Pour la toute première fois, j’étais prise dans la tempête et je la voyais si clairement que je pouvais la percevoir entièrement. Il y avait trop de vents. Trop de nuages. Trop de vagues. Trop de cris. Trop de peurs. Trop de pertes. Je n’arrivais plus à voir la beauté du paysage. Même que, c’est comme s’il n’avait existé que dans ma tête et dans mes rêves. Est-ce le cas ? Peut-être ai-je le besoin de vivre cette tempête pour mieux percevoir la finalité ? Tant de doutes. À travers cette tempête, la seule chose qui demeure intacte et qui me rassure, est ma profonde certitude que mes sentiments pour cette fameuse toile n’existent plus maintenant, du moins pas comme ils étaient auparavant. Ils ont suivi la toile lorsqu’elle a quitté. Mais, si tu la retrouves, garde-la, je n’en veux plus.
Mon cœur et celle de la tempête se chuchotaient de belles choses quelques fois et se comprenaient encore, malgré tout. Mais, maintenant, le compte à rebours est commencé. Je l’entends au loin depuis un moment déjà, mais il tire à sa fin. Moins de 48 heures. Dès demain, il ne résonnera plus jamais, nulle part. Et je le sais profondément. Ce paysage et cette toile n’existent plus du tout. Et la multitude d’émotions que je ressens en y pensant sont similaires au vide que j’ai devant moi ; familier, mais inconnu, beau, mais effrayant, identique, mais si différent, vide, mais rempli à la fois. J’entends ce compte à rebours s’essouffler. L’entends-tu, se perdre dans l’écho de ma maison ? J’espère que tu entends ses derniers souffles.

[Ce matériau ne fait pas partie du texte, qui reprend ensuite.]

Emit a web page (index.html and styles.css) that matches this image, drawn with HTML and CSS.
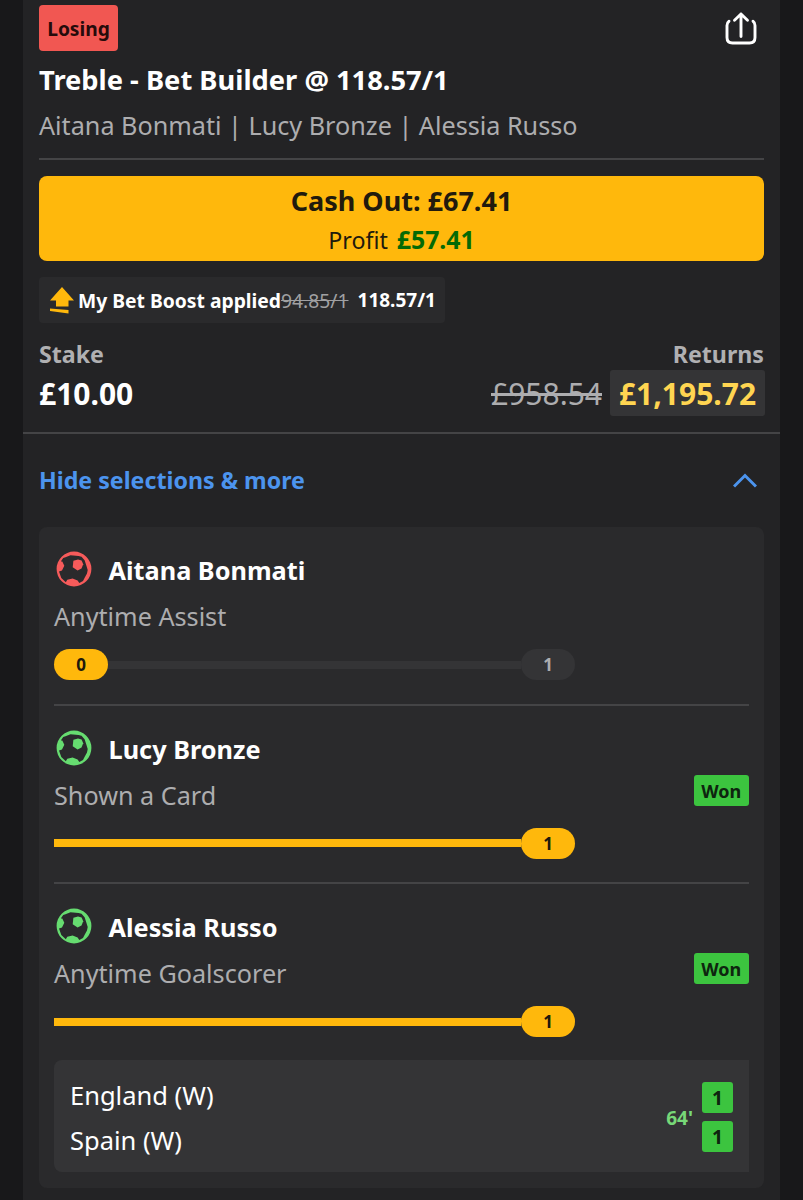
FILE: index.html
```html
<!DOCTYPE html>
<html lang="en">
<head>
<meta charset="utf-8">
<title>Treble - Bet Builder</title>
<link rel="stylesheet" href="styles.css">
</head>
<body>
<svg width="0" height="0" class="defs" aria-hidden="true">
  <symbol id="ball" viewBox="0 0 36 36">
    <path fill="currentColor" fill-rule="evenodd" d="M18 .6a17.400 17.400 0 1 1 0 34.800a17.400 17.400 0 0 1 0-34.800zM6.300 10.600 4.800 10.500 7.200 7 9.500 6.200 14.500 4.200 22.600 5.100 25.500 5.700 28.600 9.200 30.400 14.700 31.700 19 31 22.500 28.800 26.500 27 30 23.300 32 21.600 29.600 16.600 27.600 11.300 28.700 9.800 31.300 5.300 27 3 20.600 6 19.400 8.300 14.700z"/>
    <path fill="currentColor" d="M17.400 9.700 22 8.500 25.600 9.600 27.200 13.200 25.500 17.500 21.600 19.500 16.700 16.200z"/>
  </symbol>
</svg>
<main class="card">
  <section class="summary">
    <header class="top">
      <span class="status">Losing</span>
      <svg class="share" viewBox="0 0 34 34" fill="none" stroke="#fff" stroke-width="2.900" stroke-linecap="round" stroke-linejoin="round"><path d="M5 10.200Q3 11.600 3 14.500v12Q3 32 8.500 32h17Q31 32 31 26.500v-12q0-2.900-2-4.300M17 25.500V3M10.500 9.200 17 3l6.500 6.200"/></svg>
    </header>
    <h1 class="title">Treble - Bet Builder @ 118.57/1</h1>
    <p class="players">Aitana Bonmati | Lucy Bronze | Alessia Russo</p>
    <button class="cashout">
      <span class="cash-main">Cash Out: £67.41</span>
      <span class="cash-profit">Profit <b>£57.41</b></span>
    </button>
    <div class="boost">
      <svg class="boost-icon" viewBox="0 0 24 27" fill="#ffb80c"><path d="M12 0 24 13.500H18.500V19.500H6V13.500H0zM0 21.500 18.500 23v3.500L0 24z"/></svg>
      <b class="boost-label">My Bet Boost applied</b><s class="boost-old">94.85/1</s><b class="boost-new">118.57/1</b>
    </div>
    <div class="labels"><span>Stake</span><span>Returns</span></div>
    <div class="amounts">
      <b class="stake">£10.00</b>
      <s class="old-return">£958.54</s>
      <b class="return">£1,195.72</b>
    </div>
  </section>
  <div class="toggle">
    <span>Hide selections &amp; more</span>
    <svg class="chevron" viewBox="0 0 24 15" fill="none" stroke="#4c94ee" stroke-width="3"><path d="M1 13.500 12 2.500l11 11"/></svg>
  </div>
  <section class="panel">
    <article class="leg">
      <h2 class="name"><svg class="ball lost"><use href="#ball"/></svg><span>Aitana Bonmati</span></h2>
      <p class="market">Anytime Assist</p>
      <div class="track"><b class="pill">0</b><i class="bar"></i><b class="pill off">1</b></div>
    </article>
    <article class="leg">
      <h2 class="name"><svg class="ball"><use href="#ball"/></svg><span>Lucy Bronze</span></h2>
      <p class="market"><span>Shown a Card</span><b class="won">Won</b></p>
      <div class="track full"><i class="bar"></i><b class="pill">1</b></div>
    </article>
    <article class="leg">
      <h2 class="name"><svg class="ball"><use href="#ball"/></svg><span>Alessia Russo</span></h2>
      <p class="market"><span>Anytime Goalscorer</span><b class="won">Won</b></p>
      <div class="track full"><i class="bar"></i><b class="pill">1</b></div>
    </article>
    <div class="match">
      <div class="teams"><span>England (W)</span><span>Spain (W)</span></div>
      <b class="clock">64'</b>
      <div class="scores"><b class="score">1</b><b class="score">1</b></div>
    </div>
  </section>
</main>
</body>
</html>
```
FILE: styles.css
```css
* { box-sizing: border-box; }
body {
  margin: 0;
  height: 1200px;
  overflow: hidden;
  background: #18181a;
  font-family: "Noto Sans", sans-serif;
  color: #fff;
}
.defs { display: block; }
h1, h2, p { margin: 0; }
.card {
  width: 757px;
  height: 1200px;
  margin-left: 23px;
  background: #232325;
}
.summary {
  height: 434px;
  padding: 5px 16px 0;
  border-bottom: 2px solid #444446;
}
.top { display: flex; justify-content: space-between; height: 46px; }
.status {
  width: 79px;
  border-radius: 4px;
  background: #f15752;
  color: #260b0b;
  font-weight: 700;
  font-size: 19.2px;
  line-height: 47px;
  text-align: center;
}
.share { width: 34px; height: 34px; margin: 6px 6px 0 0; }
.title { font-size: 27.3px; line-height: 47px; height: 46px; margin-top: 5px; white-space: nowrap; }
.players {
  height: 58px;
  border-bottom: 2px solid #444446;
  color: #adadaf;
  font-size: 25.2px;
  line-height: 46px;
  white-space: nowrap;
}
.cashout {
  display: block;
  width: 725px;
  height: 85px;
  margin: 16px 0;
  padding: 0;
  border: 0;
  border-radius: 8px;
  background: #ffb80c;
  color: #211a0d;
  font-family: inherit;
}
.cash-main, .cash-profit { display: block; }
.cash-main { font-size: 27px; line-height: 40px; font-weight: 700; }
.cash-profit { height: 36px; font-size: 23.2px; line-height: 36px; }
.cash-profit b { color: #056a05; margin-left: 3px; font-size: 24.8px; }
.boost {
  display: flex;
  align-items: center;
  width: 406px;
  height: 46px;
  padding-left: 11px;
  border-radius: 4px;
  background: #2a2a2c;
  font-size: 19.3px;
  white-space: nowrap;
}
.boost-icon { width: 24px; height: 27px; margin-right: 4px; }
.boost-old { color: #a0a0a2; }
.boost-new { margin-left: 9px; font-size: 19px; line-height: 28px; }
.labels {
  display: flex;
  justify-content: space-between;
  margin-top: 15px;
  color: #b0b0b2;
  font-size: 23.2px;
  line-height: 32px;
  font-weight: 700;
}
.amounts { display: flex; height: 46px; line-height: 48px; font-size: 30px; }
.stake { flex: 1; }
.old-return { color: #adadaf; }
.return {
  width: 155px;
  margin-left: 8px;
  margin-right: -1px;
  border-radius: 3px;
  background: #343436;
  color: #ffd551;
  text-align: center;
}
.toggle {
  display: flex;
  align-items: center;
  justify-content: space-between;
  height: 93px;
  padding: 0 23px 0 16px;
  color: #4c94ee;
  font-size: 23.2px;
  font-weight: 700;
}
.toggle span { margin-top: -2px; }
.chevron { width: 24px; height: 15px; }
.panel {
  width: 725px;
  height: 661px;
  margin-left: 16px;
  padding: 0 15px;
  border-radius: 8px;
  background: #2a2a2c;
}
.leg { height: 178.5px; padding-top: 22px; border-bottom: 2px solid #444446; }
.leg:nth-child(3) { height: 176px; border: 0; }
.name { display: flex; align-items: center; height: 44px; font-size: 25.3px; }
.name span { margin-top: -2px; }
.ball { width: 36px; height: 36px; margin: -4px 17px 0 1.5px; color: #66dc70; }
.ball.lost { color: #f65b5b; }
.market {
  display: flex;
  justify-content: space-between;
  height: 46px;
  color: #adadaf;
  font-size: 25.2px;
  line-height: 46px;
}
.won {
  width: 55.5px;
  height: 31px;
  margin-top: 3px;
  border-radius: 3px;
  background: #3cc43f;
  color: #0e250f;
  font-size: 18px;
  line-height: 32px;
  text-align: center;
}
.track { display: flex; align-items: center; width: 521px; height: 31px; margin-top: 10px; }
.bar { flex: 1; height: 8px; background: #343436; }
.full .bar { background: #ffb80c; }
.pill {
  width: 54px;
  height: 31px;
  border-radius: 16px;
  background: #ffb80c;
  color: #20190c;
  font-size: 17px;
  line-height: 32px;
  text-align: center;
}
.pill.off { background: #343436; color: #adadaf; }
.match {
  display: flex;
  align-items: center;
  height: 112px;
  padding: 0 16px;
  border-radius: 8px 0 0 8px;
  background: #343436;
}
.teams { flex: 1; display: flex; flex-direction: column; padding-top: 4px; font-size: 25.5px; line-height: 45px; }
.clock { margin: 3px 9px 0 0; color: #77d878; font-size: 19px; }
.scores { display: grid; gap: 8px; padding-top: 1px; }
.score {
  width: 31px;
  height: 31px;
  border-radius: 3px;
  background: #3cc43f;
  color: #0e250f;
  font-size: 19.3px;
  line-height: 32px;
  text-align: center;
}
```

Je tente autant que je le peux de ressasser toutes les photos de ce magnifique paysage dans ma tête, de tous ses recoins, de toutes ses qualités et de tous ses défauts, de ses murs et de ses reliefs. Je tente de retrouver les souvenirs et les émotions qui y sont associés, afin d’être apaisée. Malgré toute ma volonté de le faire perdurer, ce paysage qui m’était si familier n’y est plus et je dois me rendre à l’évidence. En ma possession, mon inspiration, ma créativité, ma force et toutes mes couleurs, pour, à nouveau, laisser valser mes pinceaux sur une toute nouvelle toile, que je choisirai d’apposer sur mon mur à la place de la nôtre.